The code of peek.lua doesn't do much at this moment - it understands files like these, builds the internal structures, and is able to "peek" whole structures from the memory at once (no field extractions yet). But the code doesn't matter so much - what's really important is that its representation for C types as strings gives us a way to reason about C objects from inside Lua programs - or from programs written in Ruby, Python, Forth, etc - the idea is portable.

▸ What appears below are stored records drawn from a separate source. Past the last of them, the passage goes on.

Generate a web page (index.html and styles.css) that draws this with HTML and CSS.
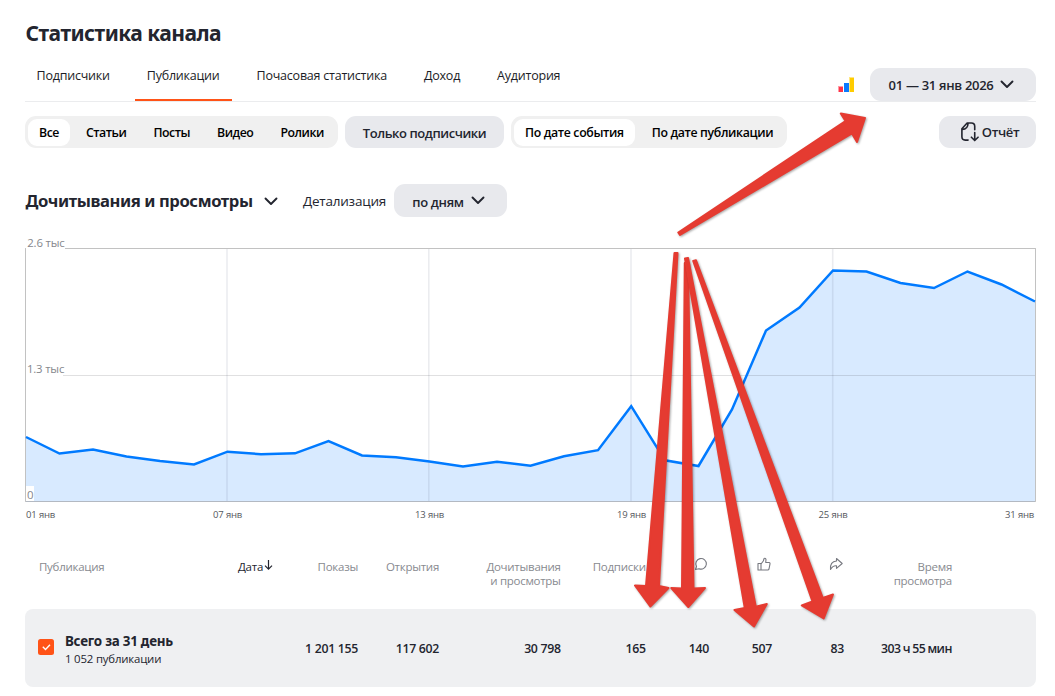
FILE: index.html
```
<!DOCTYPE html>
<html lang="ru">
<head>
<meta charset="utf-8">
<title>Статистика канала</title>
<link rel="stylesheet" href="styles.css">
</head>
<body>
<main class="page">
  <h1 class="title">Статистика канала</h1>
  <header class="header">
    <nav class="tabs">
      <a class="tab">Подписчики</a>
      <a class="tab tab-active">Публикации</a>
      <a class="tab">Почасовая статистика</a>
      <a class="tab">Доход</a>
      <a class="tab">Аудитория</a>
    </nav>
    <svg class="metrica" viewBox="0 0 16 16"><path fill="#ff9aa5" d="M0 9h5v6H0z"/><path fill="#ff3347" d="M1 10h4v5H1z"/><path fill="#0a7aff" d="M6 6h5v9H6z"/><path fill="#ffe680" d="M11 0h5v15h-5z"/><path fill="#fc0" d="M12 1h4v14h-4z"/></svg>
    <button class="button period">01 — 31 янв 2026<svg class="chevron" viewBox="0 0 14 9"><path d="M1.5 1.5 7 7l5.500-5.500"/></svg></button>
  </header>

  <section class="filters">
    <div class="group types">
      <span class="segment selected">Все</span><span class="segment">Статьи</span><span class="segment">Посты</span><span class="segment">Видео</span><span class="segment">Ролики</span>
    </div>
    <button class="button subscribers">Только подписчики</button>
    <div class="group dates">
      <span class="segment selected">По дате события</span><span class="segment">По дате публикации</span>
    </div>
    <button class="button report"><svg class="report-icon" viewBox="0 0 20 22"><path d="M8.500 19.500H5.500Q2 19.500 2 16V7.500L7.500 1.500H12Q15.500 1.500 15.500 5V8.500M2.500 8.200Q8.200 8.200 8.500 1.800M15.500 11.500V19.500M12 16.500l3.500 3.500 3.500-3.500"/></svg>Отчёт</button>
  </section>

  <section class="chart-head">
    <h2 class="metric">Дочитывания и просмотры</h2>
    <svg class="chevron metric-chevron" viewBox="0 0 14 9"><path d="M1.500 1.500 7 7l5.500-5.500"/></svg>
    <span class="detail">Детализация</span>
    <button class="button by-day">по дням<svg class="chevron" viewBox="0 0 14 9"><path d="M1.500 1.500 7 7l5.500-5.500"/></svg></button>
  </section>

  <svg class="chart" viewBox="25 234 1011 292">
    <path class="area" d="M26 501.500V437L59.500 453.500 93 449.500 126.500 456.500 160 461 194 464.500 227.500 451.700 261 454.200 295 453.300 328.500 441 362 455.500 396 457.300 429.500 461.500 463 466.500 497 461.700 530.500 465.700 564 456.200 598 450.200 631.200 406.200 665 460.300 698.500 466 732 409.500 766 330.500 799.500 307.500 833 270.500 866.500 271.500 900.500 283 934 288 967.500 271.500 1001.500 284.500 1035 301.500V501.500z"/>
    <path class="grid-v" d="M227 249V501M428.800 249V501M631 249V501M832.700 249V501"/>
    <path class="grid-h" d="M26 375.500H1035"/>
    <path class="frame" d="M25.500 501.500V248.500H1035.500V501.500z"/>
    <polyline class="line" points="26,437 59.500,453.500 93,449.500 126.500,456.500 160,461 194,464.500 227.500,451.700 261,454.200 295,453.300 328.500,441 362,455.500 396,457.300 429.500,461.500 463,466.500 497,461.700 530.500,465.700 564,456.200 598,450.200 631.200,406.200 665,460.300 698.500,466 732,409.500 766,330.500 799.500,307.500 833,270.500 866.500,271.500 900.500,283 934,288 967.500,271.500 1001.500,284.500 1035,301.500"/>
    <path class="label-bg" d="M26 236h39v13H26zM26 363h37v13H26zM26 486h8v15H26z"/>
    <g class="y-labels"><text x="27.300" y="247">2.6 тыс</text><text x="27" y="373">1.3 тыс</text><text x="27" y="498.500">0</text></g>
    <g class="x-labels"><text x="26" y="518">01 янв</text><text x="213" y="518">07 янв</text><text x="415" y="518">13 янв</text><text x="617" y="518">19 янв</text><text x="818.500" y="518">25 янв</text><text x="1005" y="518">31 янв</text></g>
  </svg>

  <section class="row head">
    <div class="first">Публикация</div>
    <div class="sorted">Дата<svg class="sort" viewBox="0 0 9 12"><path d="M4.500 1v9M1 6.700l3.500 3.500L8 6.700"/></svg></div>
    <div>Показы</div>
    <div>Открытия</div>
    <div>Дочитывания<br>и просмотры</div>
    <div>Подписки</div>
    <div><svg class="icon" viewBox="0 0 14 14"><path d="M2.500 9.500A5.300 5.300 0 1 1 5 11.700L1.500 12.500z"/></svg></div>
    <div><svg class="icon" viewBox="0 0 14 14"><path d="M1 6.500h3V13H1zM4 7l2.300-3 .8-2.500Q8.700.8 9 2.500L8.700 5.500h3.500q1 .2.800 1.300L12 12q-.3 1-1.300 1H4"/></svg></div>
    <div><svg class="icon share" viewBox="0 0 14 14"><path d="M7.500 4V1.500L13.200 6.500 7.500 11.300V8.800Q4 8.300 1.500 12.500 .8 4.500 7.500 4z"/></svg></div>
    <div>Время<br>просмотра</div>
  </section>
  <section class="row total">
    <div class="first summary">
      <svg class="check" viewBox="0 0 16 16"><rect width="16" height="16" rx="2.500"/><path d="m4.800 7.800 2.700 2.600 4.500-4.600"/></svg>
      <div><div class="total-title">Всего за 31 день</div><div class="total-count">1 052 публикации</div></div>
    </div>
    <div></div>
    <div>1 201 155</div>
    <div>117 602</div>
    <div>30 798</div>
    <div>165</div>
    <div>140</div>
    <div>507</div>
    <div>83</div>
    <div class="time">303 ч 55 мин</div>
  </section>
</main>

<svg class="arrows" viewBox="0 0 1055 696">
  <path d="M678.300 232.500 845.500 121 840.800 113.500 865 118 857 142 852 133.500 680 235Z"/>
  <path d="M674.500 253 677.500 253 659 586 668.500 588 650.300 606.500 635 585.500 646 586Z"/>
  <path d="M684.800 263 688 263 693.500 588.500 705 588 688.300 607 671.300 588 682 588.500Z"/>
  <path d="M685 258.500 688 258 755.800 606.700 766.800 604 754 626.500 734.500 610 744.800 608Z"/>
  <path d="M693.200 261 696 260.300 822.800 598 833 594.500 823.700 618.500 801.800 605.500 812.500 601.500Z"/>
</svg>
</body>
</html>
```
FILE: styles.css
```
* { box-sizing: border-box; }
body { margin: 0; background: #fff; color: #23252f; font-family: "Open Sans", "Noto Sans", sans-serif; }
.page { width: 1055px; height: 696px; padding: 20px 19px 0 25px; }
.title { margin: 0; height: 27px; padding-left: .5px; font: 700 21px/27px "Noto Sans", sans-serif; letter-spacing: -.52px; white-space: nowrap; }

.header { display: flex; height: 55px; border-bottom: 1px solid #ebecee; align-items: flex-end; }
.tabs { display: flex; gap: 13px; height: 54px; margin-left: -.4px; }
.tab { height: 54px; padding: 19px 12px 0; font-size: 12.5px; font-weight: 500; line-height: 20px; letter-spacing: -.225px; color: #1b1d26; white-space: nowrap; }
.tab-active { border-bottom: 2px solid #ff5317; }
.metrica { width: 16px; height: 16px; margin: 0 16px 8px auto; }

.button { display: flex; align-items: center; justify-content: center; border: 0; padding: 0; border-radius: 11px; background: #e8e9ed; color: #23252f; font: 600 13px/20px "Open Sans", sans-serif; letter-spacing: -.35px; white-space: nowrap; }
.chevron { width: 14px; height: 9px; fill: none; stroke: #23252f; stroke-width: 1.9; stroke-linecap: round; stroke-linejoin: round; }
.button .chevron { margin-left: 7px; }
.period { width: 166px; height: 33px; padding-right: 3px; letter-spacing: -.3px; }

.filters { display: flex; gap: 7px; margin-top: 14px; height: 32px; }
.group { display: flex; gap: 3px; height: 32px; padding: 3px 0 2px 3px; border-radius: 11px; background: #f0f0f0; color: #000; font-size: 12.3px; font-weight: 600; line-height: 27px; letter-spacing: -.33px; }
.segment { padding: 0 11px; height: 27px; border-radius: 9px; white-space: nowrap; }
.selected { background: #fff; }
.types { width: 313px; gap: 5px; letter-spacing: -.46px; }
.dates { width: 276px; gap: 6px; letter-spacing: -.34px; }
.subscribers { width: 159px; padding-top: 1px; letter-spacing: -.43px; }
.report { width: 97px; margin-left: auto; padding-left: 4px; gap: 3px; }
.report-icon { width: 19px; height: 22px; fill: none; stroke: #23252f; stroke-width: 1.7; stroke-linecap: round; stroke-linejoin: round; }

.chart-head { display: flex; align-items: center; height: 33px; margin-top: 36px; }
.metric { margin: 0; width: 227px; padding-left: .5px; font: 700 16.6px/24px "Noto Sans", sans-serif; letter-spacing: -.4px; white-space: nowrap; }
.metric-chevron { margin: 2px 0 0 12px; }
.detail { margin-left: 25px; width: 91px; padding-top: 1px; font-size: 13.5px; letter-spacing: -.23px; }
.by-day { width: 113px; height: 33px; padding: 2px 4px 0 0; }
.by-day .chevron { margin-top: -3px; }

.chart { display: block; width: 1011px; height: 292px; margin-top: 17px; }
.area { fill: #d8eaff; }
.grid-v { stroke: rgba(60, 70, 100, .1); stroke-width: 1.6; }
.grid-h { stroke: rgba(60, 60, 70, .16); }
.frame { fill: none; stroke: rgba(0, 0, 0, .24); }
.line { fill: none; stroke: #007aff; stroke-width: 2.5; }
.label-bg { fill: #fff; }
.y-labels { fill: #85878d; font-size: 11.4px; letter-spacing: -.2px; }
.x-labels { fill: #55575d; font-size: 9.5px; letter-spacing: -.15px; }

.row { display: grid; grid-template-columns: 200px 47px 86px 81px 121.7px 85px 63.3px 63px 72px 108px; text-align: right; }
.head { height: 83px; padding-top: 34px; color: #888a8f; font-size: 11.5px; line-height: 14px; letter-spacing: -.27px; }
.first { text-align: left; padding-left: 14px; }
.sorted { display: flex; justify-content: flex-end; color: #23252f; font-weight: 500; white-space: nowrap; }
.sort { width: 9px; height: 12px; margin: -1px -1px 0 1px; fill: none; stroke: #23252f; stroke-width: 1.2; }
.icon { width: 14px; height: 14px; margin: -3px .5px 0 0; fill: none; stroke: #777980; stroke-width: 1.1; stroke-linejoin: round; }
.total { height: 78px; align-items: center; background: #eff0f2; border-radius: 8px; font-size: 12.3px; font-weight: 650; line-height: 17px; letter-spacing: -.3px; white-space: nowrap; }
.summary { display: flex; align-items: center; gap: 11px; padding: 2px 0 0 13px; }
.check { width: 16px; height: 16px; margin-top: -5px; }
.check rect { fill: #ff5317; }
.check path { fill: none; stroke: #fff; stroke-width: 1.4; }
.total-title { font: 700 13.4px/18px "Noto Sans", sans-serif; letter-spacing: -.24px; }
.total-count { font-size: 11.4px; font-weight: 400; letter-spacing: -.18px; }
.time { letter-spacing: -.47px; word-spacing: -.6px; }

/* Annotation arrows lie above the whole page. */
.arrows { position: absolute; inset: 0; width: 1055px; height: 696px; pointer-events: none; }
.arrows path { fill: #e53b31; stroke: #e53b31; stroke-width: 2; stroke-linejoin: round; filter: drop-shadow(1px 1px 1px rgba(0, 0, 0, .35)); }
```
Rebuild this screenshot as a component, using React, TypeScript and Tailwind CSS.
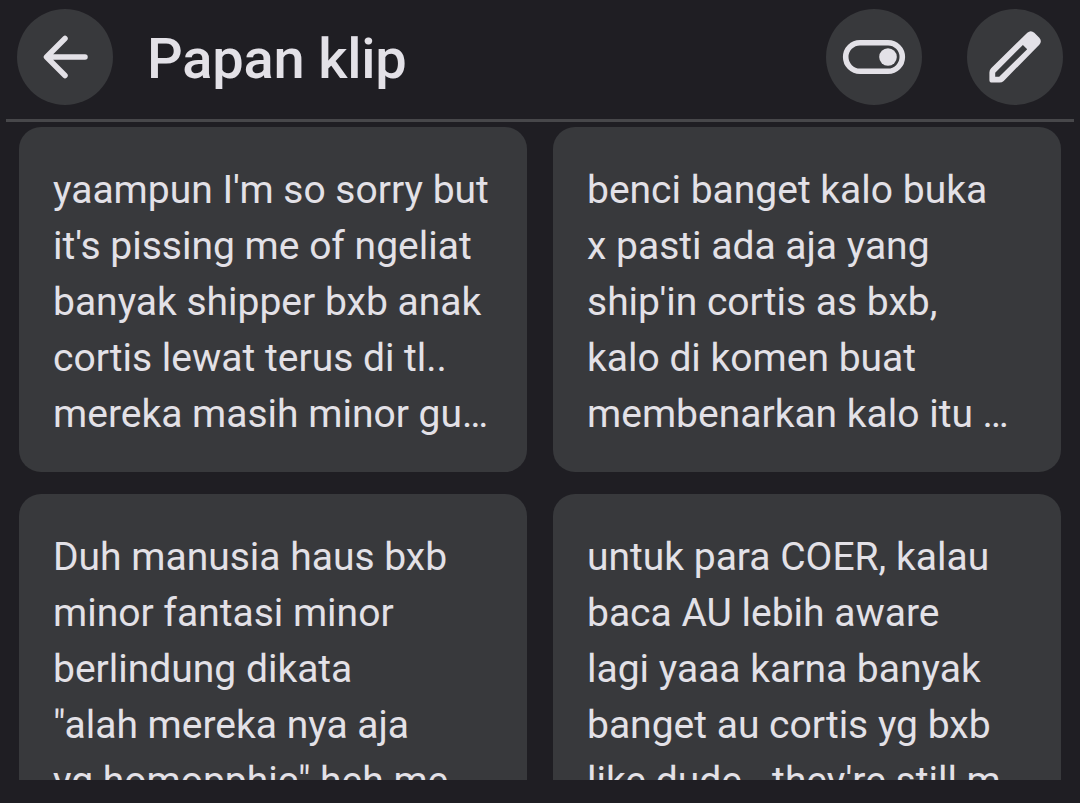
import type { ReactNode } from 'react'

interface Clip {
  id: number
  lines: string[]
}

const CLIPS: Clip[] = [
  {
    id: 1,
    lines: ["yaampun I'm so sorry but", "it's pissing me of ngeliat", 'banyak shipper bxb anak', 'cortis lewat terus di tl..', 'mereka masih minor gu…'],
  },
  {
    id: 2,
    lines: ['benci banget kalo buka', 'x pasti ada aja yang', "ship'in cortis as bxb,", 'kalo di komen buat', 'membenarkan kalo itu …'],
  },
  {
    id: 3,
    lines: ['Duh manusia haus bxb', 'minor fantasi minor', 'berlindung dikata', '"alah mereka nya aja', 'yg homopphic" heh me…'],
  },
  {
    id: 4,
    lines: ['untuk para COER, kalau', 'baca AU lebih aware', 'lagi yaaa karna banyak', 'banget au cortis yg bxb', "like dude.. they're still m…"],
  },
]

function RoundButton({ label, children }: { label: string; children: ReactNode }) {
  return (
    <button aria-label={label} className="size-24 shrink-0 rounded-full bg-[#38393c]">
      <svg viewBox="0 0 96 96" className="size-24" fill="none">
        {children}
      </svg>
    </button>
  )
}

function ClipCard({ clip }: { clip: Clip }) {
  return (
    <article className="h-[345px] rounded-[22px] bg-[#38393c] pt-[35px] pl-[34px] text-[39px] leading-[56px] whitespace-nowrap">
      {clip.lines.map(line => (
        <p key={line}>{line}</p>
      ))}
    </article>
  )
}

export default function App() {
  return (
    <div className="flex h-[803px] w-[1080px] flex-col overflow-hidden bg-[#1f1e23] font-[Roboto,sans-serif] text-[#e3e1e7]">
      <header className="flex h-[119px] shrink-0 items-start pt-[9px] pr-[17px] pl-[17px]">
        <RoundButton label="Kembali">
          <path d="M68 48H30M48 29.5 29.5 48 48 66.5" stroke="currentColor" strokeWidth="5.5" strokeLinecap="round" strokeLinejoin="round" />
        </RoundButton>
        <h1 className="ml-[34px] flex-1 text-[56px] leading-[100px] font-medium tracking-[-0.2px]">Papan klip</h1>
        <div className="flex gap-[45px]">
          <RoundButton label="Aktifkan papan klip">
            <rect x="19.7" y="33.7" width="56.6" height="28.6" rx="14.3" stroke="currentColor" strokeWidth="5.6" />
            <circle cx="62" cy="48" r="8.8" fill="currentColor" />
          </RoundButton>
          <RoundButton label="Edit">
            <path
              fill="currentColor"
              fillRule="evenodd"
              d="M25 73.6a2.6 2.6 0 0 1-2.6-2.6V63.400q0-2.400 1.700-4.100L60.300 23.700Q63.800 20.600 67.300 23.700L72.300 28.700Q75.400 32.200 72.300 35.700L36.700 71.900Q35 73.600 32.600 73.600ZM28.200 67.800H32.200L60.200 40.200 55.900 35.900 28.200 63.800Z"
            />
          </RoundButton>
        </div>
      </header>
      <hr className="mx-1.5 h-[3px] shrink-0 border-0 bg-[#47474a]" />
      <main className="mt-[5px] h-[653px] shrink-0 overflow-hidden px-[19px]">
        <div className="grid grid-cols-2 gap-x-[26px] gap-y-[22px]">
          {CLIPS.map(clip => (
            <ClipCard key={clip.id} clip={clip} />
          ))}
        </div>
      </main>
    </div>
  )
}
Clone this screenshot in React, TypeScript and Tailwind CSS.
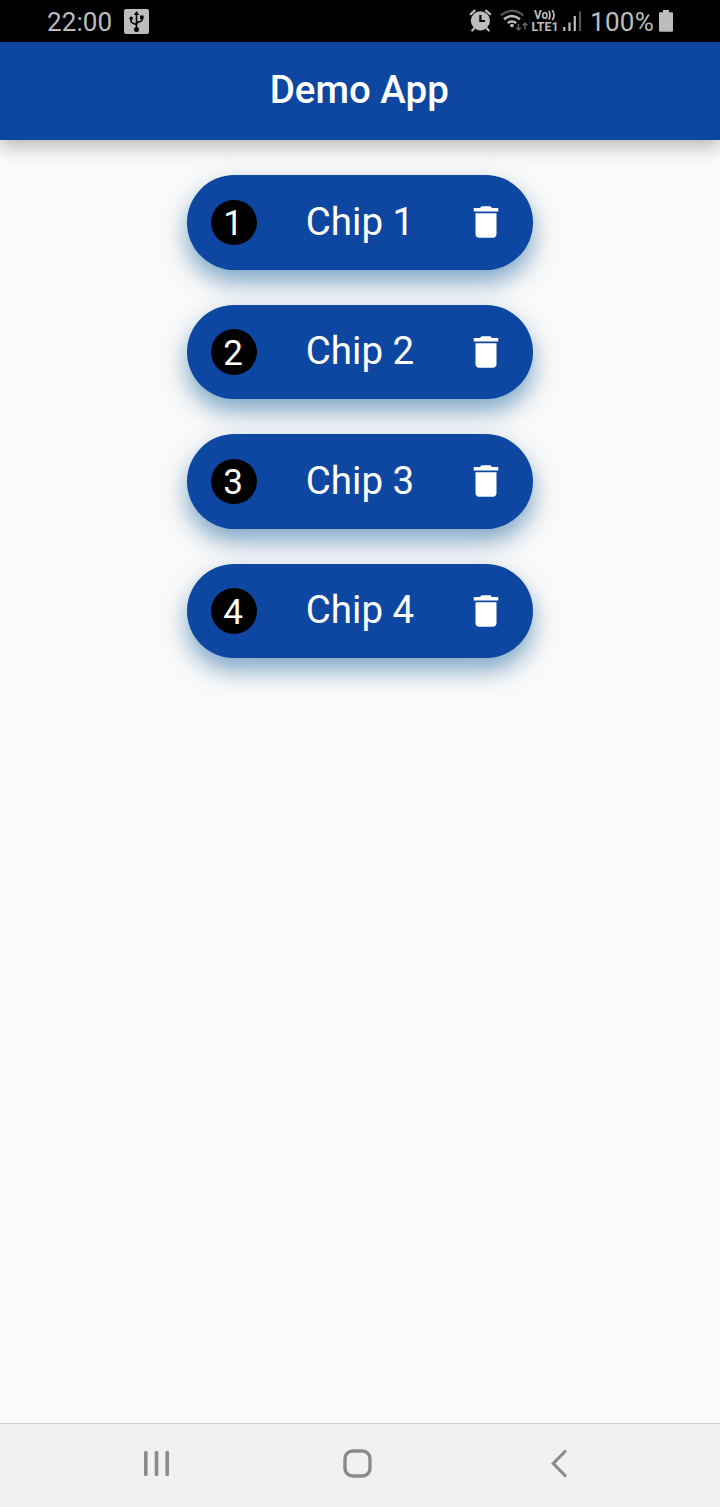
const chips = [1, 2, 3, 4];

function StatusBar() {
  return (
    <div className="flex h-[42px] shrink-0 items-center bg-black pt-[2px] text-[#bdbdbd]">
      <span className="ml-[47px] w-[77px] text-[26px] leading-[40px] tracking-[0.1px]">22:00</span>
      <svg width="25" height="25" viewBox="0 0 25 25" className="-mt-[2px]">
        <rect width="25" height="25" rx="2" fill="#bdbdbd" />
        <g stroke="#000" strokeWidth="1.6" fill="none">
          <path d="M12.5 20V5M7 9v3.500c0 1.800 5.500 2 5.500 4M18 8v3c0 2-5.500 1.700-5.500 4" />
        </g>
        <path d="M12.5 2l2.700 4h-5.400z" fill="#000" />
        <circle cx="12.5" cy="20.5" r="2.5" fill="#000" />
        <circle cx="7.2" cy="9.2" r="1.8" fill="#000" />
        <rect x="16" y="6.5" width="3.6" height="3.6" fill="#000" />
      </svg>
      <div className="ml-auto flex w-[251px] items-center">
        <svg width="120" height="42" viewBox="460 0 120 42" className="-mt-[2px] -ml-[9px] shrink-0 overflow-visible">
          <g stroke="#bdbdbd" fill="none" strokeWidth="2.2" strokeLinecap="round">
            <path d="M470.700 14.200l4-3.500M490 14.200l-4-3.500M474.200 28.500l-2 2M486.800 28.500l2 2" />
          </g>
          <circle cx="480.4" cy="20.8" r="9.6" fill="#bdbdbd" />
          <path d="M480.400 15v6h4.600" fill="none" stroke="#000" strokeWidth="2.2" />
          <g fill="none" strokeWidth="2.4">
            <path d="M500.700 15.400q11.300-9.200 22.600 0" stroke="#555" />
            <path d="M504 19.300q8-6.400 16 0M507.800 23.100q4.200-3.400 8.400 0" stroke="#bdbdbd" />
          </g>
          <circle cx="512" cy="25.6" r="1.8" fill="#bdbdbd" />
          <path d="M518.500 24v6M516.200 27.500l2.300 2.500 2.300-2.500M525 29.500v-6.500M522.700 25.500l2.300-2.500 2.300 2.500" stroke="#666" strokeWidth="1.5" fill="none" />
          <text x="534" y="19" fontSize="12" fontWeight="700" fill="#bdbdbd" textLength="14" lengthAdjust="spacingAndGlyphs">Vo</text>
          <path d="M548.800 10.800q2.400 4.400 0 8.800M552.300 10.200q3.500 5 0 9.800" fill="none" stroke="#bdbdbd" strokeWidth="1.7" />
          <text x="531.5" y="31" fontSize="12.5" fontWeight="700" fill="#bdbdbd" textLength="27" lengthAdjust="spacingAndGlyphs">LTE1</text>
          <path d="M564.300 27v4M569.500 22.500V31M574.800 16V31" stroke="#bdbdbd" strokeWidth="2.2" />
          <path d="M580 11.300V31" stroke="#555" strokeWidth="2.2" />
        </svg>
        <span className="ml-[10px] w-[69px] shrink-0 text-[26px] leading-[40px] tracking-[0.3px]">100%</span>
        <svg width="14" height="22" viewBox="0 0 14 22" className="-mt-[3px] shrink-0">
          <path d="M4 0h6v2.300h2.800q1.200 0 1.200 1.200V20.500q0 1.200-1.200 1.200H1.200Q0 21.700 0 20.500V3.500Q0 2.300 1.200 2.300H4z" fill="#bdbdbd" />
        </svg>
      </div>
    </div>
  );
}

function Chip({ number }: { number: number }) {
  return (
    <div className="flex h-[94.5px] w-[346.5px] items-center rounded-full bg-[#0d47a1] pr-[26px] pl-[24.5px] text-white shadow-[0_12px_24px_rgba(0,81,145,0.5)]">
      <div className="flex size-[45.5px] items-center justify-center rounded-full bg-black pt-[3.5px] pr-[2px] text-[35px] leading-[40px]">
        {number}
      </div>
      <span className="ml-[49px] grow pb-[1px] text-[38.5px] leading-[46px] whitespace-nowrap">Chip {number}</span>
      <svg width="42" height="42" viewBox="0 0 24 24" fill="currentColor">
        <path d="M6 19c0 1.100.9 2 2 2h8c1.100 0 2-.9 2-2V7H6v12zM19 4h-3.500l-1-1h-5l-1 1H5v2h14V4z" />
      </svg>
    </div>
  );
}

function NavigationBar() {
  return (
    <nav className="flex h-[84px] shrink-0 items-center border-t border-[#d2d2d2] bg-[#f1f1f1] pb-[4px] text-[#8b8b8b]">
      <svg width="28" height="28" viewBox="0 0 28 28" className="ml-[143px]" fill="none" stroke="currentColor" strokeWidth="3.6" strokeLinecap="round">
        <path d="M2.800 2.500v22M13.500 2.500v22M24.200 2.500v22" />
      </svg>
      <svg width="30" height="30" viewBox="0 0 30 30" className="ml-[172px]" fill="none" stroke="currentColor" strokeWidth="3.4">
        <rect x="2" y="2" width="25" height="25" rx="7.5" />
      </svg>
      <svg width="20" height="30" viewBox="0 0 20 30" className="ml-[177px]" fill="none" stroke="currentColor" strokeWidth="3.2" strokeLinecap="round">
        <path d="M15 2.500L3.300 14.500l11.700 12" />
      </svg>
    </nav>
  );
}

export default function App() {
  return (
    <div className="flex h-[1507px] w-[720px] flex-col overflow-hidden bg-[#fafafa] font-['Roboto',sans-serif]">
      <StatusBar />
      <header className="z-10 flex h-[98px] shrink-0 items-center justify-center bg-[#0d47a1] pr-[1.5px] pb-[2px] text-[38.5px] font-medium text-white shadow-[0_7px_16px_rgba(0,0,0,0.2),0_5px_24px_rgba(0,0,0,0.08)]">
        <h1>Demo App</h1>
      </header>
      <main className="flex grow flex-col items-center gap-[35px] pt-[35px]">
        {chips.map((number) => (
          <Chip key={number} number={number} />
        ))}
      </main>
      <NavigationBar />
    </div>
  );
}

In particular, peek.lua's representation of types can be used to explain and compare how swig, tolua, cinvoke, etc access C objects from Lua.

The part in C of peek.lua is just this, and it will not grow.

(find-es "davinci" "peek.lua:doc")

We need to start by creating a variant of C - let me call it Middle-C - in which some of unary operators - [...]s for array declarations and accesses, (...)s for function declarations and accesses - appear in the position opposite from that from in C.

Declarations
============
In C:                    In MiddleC:
-----                    -----------
char a[4];               char[4] a;
char *(*mptr)[4][7];     char*[7][4]* mptr;
int f(float x, char c);  int(float x, char c) f;
                     or: int(float,char) f;

Expressions
===========
In C:                 In MiddleC:
a[3]                  [3]a
*(*mptr)[3][6]        *[6][3]*mptr
f(0.99)               (0.99)f

The original docs (incomplete, as always...):

Primitive types
===============
"char", "int", etc are primitive types, with sizeofs 1, 4, etc.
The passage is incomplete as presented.